## start Recorded information

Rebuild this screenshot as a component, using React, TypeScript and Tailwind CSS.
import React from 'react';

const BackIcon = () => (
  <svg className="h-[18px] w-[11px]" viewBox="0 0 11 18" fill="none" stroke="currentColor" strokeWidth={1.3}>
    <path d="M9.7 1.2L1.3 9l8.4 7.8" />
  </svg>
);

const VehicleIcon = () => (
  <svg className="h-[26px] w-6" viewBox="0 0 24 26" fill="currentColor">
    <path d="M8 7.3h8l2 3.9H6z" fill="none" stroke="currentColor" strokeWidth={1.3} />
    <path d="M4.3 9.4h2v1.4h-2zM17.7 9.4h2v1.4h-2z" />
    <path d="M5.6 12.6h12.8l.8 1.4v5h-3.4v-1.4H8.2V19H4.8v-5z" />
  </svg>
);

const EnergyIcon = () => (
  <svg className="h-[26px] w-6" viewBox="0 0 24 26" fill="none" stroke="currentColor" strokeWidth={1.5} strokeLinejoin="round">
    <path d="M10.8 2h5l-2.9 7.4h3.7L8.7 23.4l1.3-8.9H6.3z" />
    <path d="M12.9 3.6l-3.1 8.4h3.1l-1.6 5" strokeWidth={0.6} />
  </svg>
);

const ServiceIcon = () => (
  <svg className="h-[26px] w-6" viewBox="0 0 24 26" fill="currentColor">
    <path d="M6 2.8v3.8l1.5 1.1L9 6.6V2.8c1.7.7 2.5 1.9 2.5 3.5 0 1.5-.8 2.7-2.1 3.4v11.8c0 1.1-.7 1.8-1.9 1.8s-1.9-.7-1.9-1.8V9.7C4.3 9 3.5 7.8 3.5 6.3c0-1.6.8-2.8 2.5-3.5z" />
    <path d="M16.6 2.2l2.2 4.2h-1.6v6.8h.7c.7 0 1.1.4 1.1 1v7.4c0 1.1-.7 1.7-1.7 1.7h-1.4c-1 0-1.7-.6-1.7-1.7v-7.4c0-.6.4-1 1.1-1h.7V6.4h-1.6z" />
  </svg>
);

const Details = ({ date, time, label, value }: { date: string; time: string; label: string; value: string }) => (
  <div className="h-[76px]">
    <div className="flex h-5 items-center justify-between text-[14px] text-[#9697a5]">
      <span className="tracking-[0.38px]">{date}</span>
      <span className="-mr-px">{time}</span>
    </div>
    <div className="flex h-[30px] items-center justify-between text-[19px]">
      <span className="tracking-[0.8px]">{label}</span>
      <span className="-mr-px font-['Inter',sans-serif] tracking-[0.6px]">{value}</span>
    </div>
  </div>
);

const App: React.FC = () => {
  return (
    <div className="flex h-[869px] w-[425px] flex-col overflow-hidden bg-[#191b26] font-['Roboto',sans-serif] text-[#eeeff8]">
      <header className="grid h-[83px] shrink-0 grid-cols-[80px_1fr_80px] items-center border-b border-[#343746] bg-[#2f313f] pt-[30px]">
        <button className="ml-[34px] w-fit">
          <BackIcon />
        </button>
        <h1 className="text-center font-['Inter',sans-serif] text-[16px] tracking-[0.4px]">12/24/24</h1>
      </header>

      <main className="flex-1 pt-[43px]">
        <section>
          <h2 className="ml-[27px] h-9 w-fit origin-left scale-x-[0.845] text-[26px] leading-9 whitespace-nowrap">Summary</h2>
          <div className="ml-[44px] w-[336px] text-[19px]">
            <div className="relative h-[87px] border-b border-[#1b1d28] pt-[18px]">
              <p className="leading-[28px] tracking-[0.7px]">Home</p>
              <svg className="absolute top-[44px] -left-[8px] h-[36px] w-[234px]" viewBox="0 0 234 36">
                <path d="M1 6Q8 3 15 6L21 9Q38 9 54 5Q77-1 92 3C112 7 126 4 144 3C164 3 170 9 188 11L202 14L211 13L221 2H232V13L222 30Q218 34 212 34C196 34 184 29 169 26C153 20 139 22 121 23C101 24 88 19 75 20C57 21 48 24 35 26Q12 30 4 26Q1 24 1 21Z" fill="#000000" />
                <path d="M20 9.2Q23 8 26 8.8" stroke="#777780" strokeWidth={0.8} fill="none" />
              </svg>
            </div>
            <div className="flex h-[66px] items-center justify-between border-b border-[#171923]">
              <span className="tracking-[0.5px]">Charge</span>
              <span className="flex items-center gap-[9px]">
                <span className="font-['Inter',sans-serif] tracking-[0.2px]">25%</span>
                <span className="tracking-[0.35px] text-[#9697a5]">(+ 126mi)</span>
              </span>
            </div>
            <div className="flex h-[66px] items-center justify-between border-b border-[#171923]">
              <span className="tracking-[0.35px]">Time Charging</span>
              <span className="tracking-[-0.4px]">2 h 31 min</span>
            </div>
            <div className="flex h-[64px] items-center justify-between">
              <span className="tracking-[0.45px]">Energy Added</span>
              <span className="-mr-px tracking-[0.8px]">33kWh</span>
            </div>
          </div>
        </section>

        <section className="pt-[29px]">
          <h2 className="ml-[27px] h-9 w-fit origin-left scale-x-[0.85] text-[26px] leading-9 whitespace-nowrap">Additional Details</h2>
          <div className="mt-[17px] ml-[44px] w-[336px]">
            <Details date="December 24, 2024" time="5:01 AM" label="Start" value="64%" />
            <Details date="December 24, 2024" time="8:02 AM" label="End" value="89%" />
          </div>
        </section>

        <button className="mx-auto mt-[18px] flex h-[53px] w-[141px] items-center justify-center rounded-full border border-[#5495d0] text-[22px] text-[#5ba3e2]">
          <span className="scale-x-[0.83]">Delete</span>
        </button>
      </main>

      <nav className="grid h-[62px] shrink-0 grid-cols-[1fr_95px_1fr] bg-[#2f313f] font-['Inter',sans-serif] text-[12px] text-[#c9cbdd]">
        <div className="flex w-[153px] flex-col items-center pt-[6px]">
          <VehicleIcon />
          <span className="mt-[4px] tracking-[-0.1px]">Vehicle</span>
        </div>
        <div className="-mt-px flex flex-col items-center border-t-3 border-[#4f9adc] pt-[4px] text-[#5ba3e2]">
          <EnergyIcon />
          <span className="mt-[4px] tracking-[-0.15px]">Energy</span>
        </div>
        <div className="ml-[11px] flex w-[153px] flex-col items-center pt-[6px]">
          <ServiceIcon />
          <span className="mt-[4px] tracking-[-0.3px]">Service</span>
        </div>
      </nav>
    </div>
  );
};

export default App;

## end Recorded information

Exercise task — Return all of the data word for word.

Expected output —
Rebuild this screenshot as a component, using React, TypeScript and Tailwind CSS.
import React from 'react';

const BackIcon = () => (
  <svg className="h-[18px] w-[11px]" viewBox="0 0 11 18" fill="none" stroke="currentColor" strokeWidth={1.3}>
    <path d="M9.7 1.2L1.3 9l8.4 7.8" />
  </svg>
);

const VehicleIcon = () => (
  <svg className="h-[26px] w-6" viewBox="0 0 24 26" fill="currentColor">
    <path d="M8 7.3h8l2 3.9H6z" fill="none" stroke="currentColor" strokeWidth={1.3} />
    <path d="M4.3 9.4h2v1.4h-2zM17.7 9.4h2v1.4h-2z" />
    <path d="M5.6 12.6h12.8l.8 1.4v5h-3.4v-1.4H8.2V19H4.8v-5z" />
  </svg>
);

const EnergyIcon = () => (
  <svg className="h-[26px] w-6" viewBox="0 0 24 26" fill="none" stroke="currentColor" strokeWidth={1.5} strokeLinejoin="round">
    <path d="M10.8 2h5l-2.9 7.4h3.7L8.7 23.4l1.3-8.9H6.3z" />
    <path d="M12.9 3.6l-3.1 8.4h3.1l-1.6 5" strokeWidth={0.6} />
  </svg>
);

const ServiceIcon = () => (
  <svg className="h-[26px] w-6" viewBox="0 0 24 26" fill="currentColor">
    <path d="M6 2.8v3.8l1.5 1.1L9 6.6V2.8c1.7.7 2.5 1.9 2.5 3.5 0 1.5-.8 2.7-2.1 3.4v11.8c0 1.1-.7 1.8-1.9 1.8s-1.9-.7-1.9-1.8V9.7C4.3 9 3.5 7.8 3.5 6.3c0-1.6.8-2.8 2.5-3.5z" />
    <path d="M16.6 2.2l2.2 4.2h-1.6v6.8h.7c.7 0 1.1.4 1.1 1v7.4c0 1.1-.7 1.7-1.7 1.7h-1.4c-1 0-1.7-.6-1.7-1.7v-7.4c0-.6.4-1 1.1-1h.7V6.4h-1.6z" />
  </svg>
);

const Details = ({ date, time, label, value }: { date: string; time: string; label: string; value: string }) => (
  <div className="h-[76px]">
    <div className="flex h-5 items-center justify-between text-[14px] text-[#9697a5]">
      <span className="tracking-[0.38px]">{date}</span>
      <span className="-mr-px">{time}</span>
    </div>
    <div className="flex h-[30px] items-center justify-between text-[19px]">
      <span className="tracking-[0.8px]">{label}</span>
      <span className="-mr-px font-['Inter',sans-serif] tracking-[0.6px]">{value}</span>
    </div>
  </div>
);

const App: React.FC = () => {
  return (
    <div className="flex h-[869px] w-[425px] flex-col overflow-hidden bg-[#191b26] font-['Roboto',sans-serif] text-[#eeeff8]">
      <header className="grid h-[83px] shrink-0 grid-cols-[80px_1fr_80px] items-center border-b border-[#343746] bg-[#2f313f] pt-[30px]">
        <button className="ml-[34px] w-fit">
          <BackIcon />
        </button>
        <h1 className="text-center font-['Inter',sans-serif] text-[16px] tracking-[0.4px]">12/24/24</h1>
      </header>

      <main className="flex-1 pt-[43px]">
        <section>
          <h2 className="ml-[27px] h-9 w-fit origin-left scale-x-[0.845] text-[26px] leading-9 whitespace-nowrap">Summary</h2>
          <div className="ml-[44px] w-[336px] text-[19px]">
            <div className="relative h-[87px] border-b border-[#1b1d28] pt-[18px]">
              <p className="leading-[28px] tracking-[0.7px]">Home</p>
              <svg className="absolute top-[44px] -left-[8px] h-[36px] w-[234px]" viewBox="0 0 234 36">
                <path d="M1 6Q8 3 15 6L21 9Q38 9 54 5Q77-1 92 3C112 7 126 4 144 3C164 3 170 9 188 11L202 14L211 13L221 2H232V13L222 30Q218 34 212 34C196 34 184 29 169 26C153 20 139 22 121 23C101 24 88 19 75 20C57 21 48 24 35 26Q12 30 4 26Q1 24 1 21Z" fill="#000000" />
                <path d="M20 9.2Q23 8 26 8.8" stroke="#777780" strokeWidth={0.8} fill="none" />
              </svg>
            </div>
            <div className="flex h-[66px] items-center justify-between border-b border-[#171923]">
              <span className="tracking-[0.5px]">Charge</span>
              <span className="flex items-center gap-[9px]">
                <span className="font-['Inter',sans-serif] tracking-[0.2px]">25%</span>
                <span className="tracking-[0.35px] text-[#9697a5]">(+ 126mi)</span>
              </span>
            </div>
            <div className="flex h-[66px] items-center justify-between border-b border-[#171923]">
              <span className="tracking-[0.35px]">Time Charging</span>
              <span className="tracking-[-0.4px]">2 h 31 min</span>
            </div>
            <div className="flex h-[64px] items-center justify-between">
              <span className="tracking-[0.45px]">Energy Added</span>
              <span className="-mr-px tracking-[0.8px]">33kWh</span>
            </div>
          </div>
        </section>

        <section className="pt-[29px]">
          <h2 className="ml-[27px] h-9 w-fit origin-left scale-x-[0.85] text-[26px] leading-9 whitespace-nowrap">Additional Details</h2>
          <div className="mt-[17px] ml-[44px] w-[336px]">
            <Details date="December 24, 2024" time="5:01 AM" label="Start" value="64%" />
            <Details date="December 24, 2024" time="8:02 AM" label="End" value="89%" />
          </div>
        </section>

        <button className="mx-auto mt-[18px] flex h-[53px] w-[141px] items-center justify-center rounded-full border border-[#5495d0] text-[22px] text-[#5ba3e2]">
          <span className="scale-x-[0.83]">Delete</span>
        </button>
      </main>

      <nav className="grid h-[62px] shrink-0 grid-cols-[1fr_95px_1fr] bg-[#2f313f] font-['Inter',sans-serif] text-[12px] text-[#c9cbdd]">
        <div className="flex w-[153px] flex-col items-center pt-[6px]">
          <VehicleIcon />
          <span className="mt-[4px] tracking-[-0.1px]">Vehicle</span>
        </div>
        <div className="-mt-px flex flex-col items-center border-t-3 border-[#4f9adc] pt-[4px] text-[#5ba3e2]">
          <EnergyIcon />
          <span className="mt-[4px] tracking-[-0.15px]">Energy</span>
        </div>
        <div className="ml-[11px] flex w-[153px] flex-col items-center pt-[6px]">
          <ServiceIcon />
          <span className="mt-[4px] tracking-[-0.3px]">Service</span>
        </div>
      </nav>
    </div>
  );
};

export default App;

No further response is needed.